Graph Theory - Minimum Spanning Tree (MST) Question

You are right, any MST is an economic tree.

You can prove that the maximum cost of an edge in an MST is equal to the minimum cost $c$ such that the graph restricted to edges of weight at most $c$ is connected.

This will imply your proposition.

More details. Let $w : E \to \mathbb{N}$ be the weight function. For $t \in \mathbb{N}$, let $G_t = (V,\{e \in E : w(e) \leq t\}$, and let $t_0$ be minimum such that $G_{t_0}$ is connected. Also let $T \subseteq E$ be a minimum cost spanning tree, and $w_T = \max_{e \in T} w(e)$. We want to prove $w_t = t_0$.

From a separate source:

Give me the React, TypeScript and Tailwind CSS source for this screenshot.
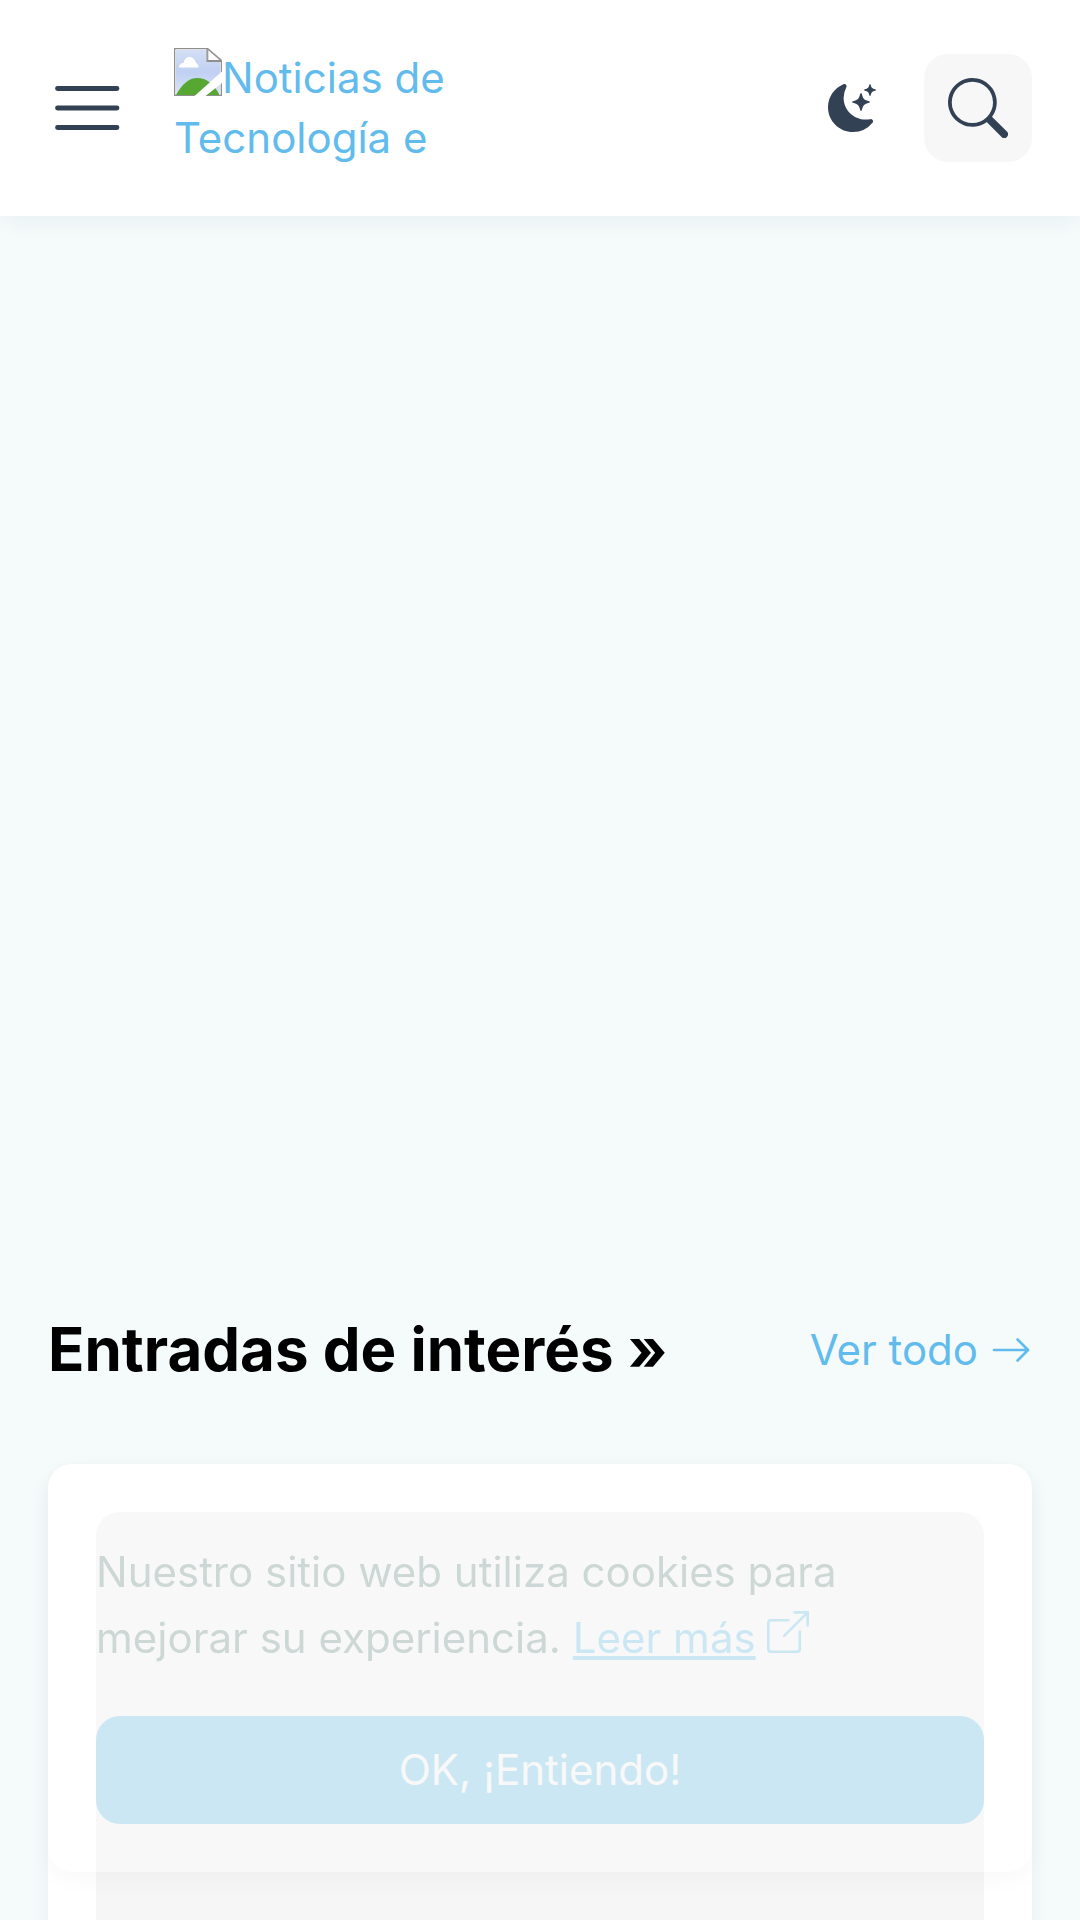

To prove that $w_T \geq t_0$, you just have to prove that $G_{w_T}$ is connected, which should be easy, then it follows by the choice of $t_0$.

To prove that $w_T \leq t_0$, we need this proposition:

Proposition: for any minimum spanning tree $T \subseteq E$ and any $e \in T$, there is a cut $\delta(X)$ in $G$ such that $e \in \delta(X)$ and $w(e) = \min_{e' \in \delta(X)} w(e')$.

You can choose for $X$ one of the two connected component of $T \setminus e$.